The Cascade Mountains' recreational opportunities never have an off-season, but this route from Bend to the Oregon State Route 58 allows vehicle access only after winter has begun to thaw, usually in March. This leaves plenty of time to see the spring blooms along the mountaintop meadows or hike among the area's more than 100 alpine lakes in summer.
This relatively undiscovered mountainous area in the state's east is perfect for a summer weekend spent driving and hiking through the Wallowa Mountains. The 218-mile loop is almost entirely reopened for the season, with only a short stretch still closed to vehicles from lingering winter conditions.
Crossing the McKenzie Pass over the Cascades, the McKenzie Highway (also known as Oregon State Route 242) includes two federal wilderness areas and many more opportunities for hiking through volcanic rock formations and old growth forest. The route, which reaches 5,325 feet in elevation, isn't expected to open for vehicles until late June or early July.
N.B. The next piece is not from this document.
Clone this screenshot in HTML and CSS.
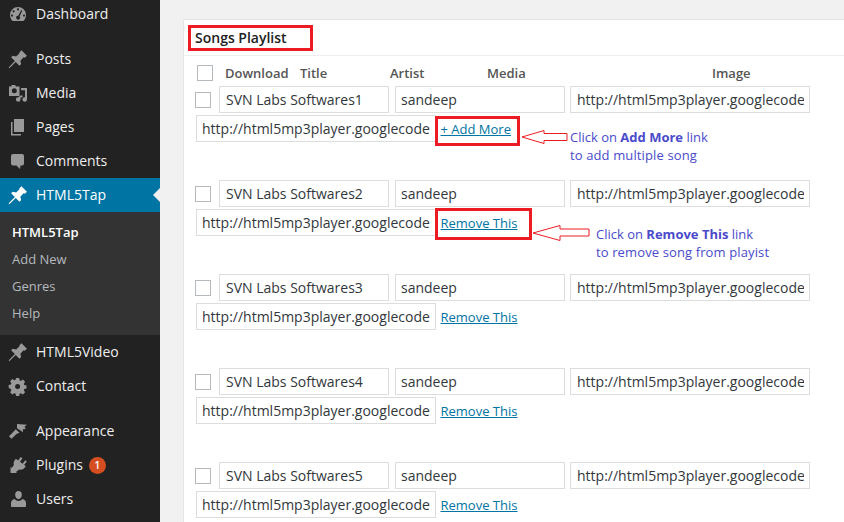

It takes only an hour to cover this 38-mile road, but you'll want much more time than that to fully appreciate the route's salt flats, sandstone cliffs, red rock formations, and rocky peaks like that of the area's tallest mountain, Mount Nebo. The route, which is now open, is famous for its fall colors but closed in winter.
Where: West Virginia
Winding north to south through the Allegheny Mountains, this byway passes four scenic overlooks, each offering hiking opportunities, in just 43 miles. The spring blooms and fall foliage are major attractions on either end of the winter, when more than half the route typically closes to all except snowmobiles and cross-country skiers from November to April.
Where: New Hampshire
Kancamagus Highway, the main scenic route through the rugged White Mountains, remains open throughout the year, but only warm-weather visitors can drive this nine-mile connecting route, home to numerous hiking trails, wildlife viewing opportunities, and a unique "experimental forest." The road reopened for the season when conditions improved in May.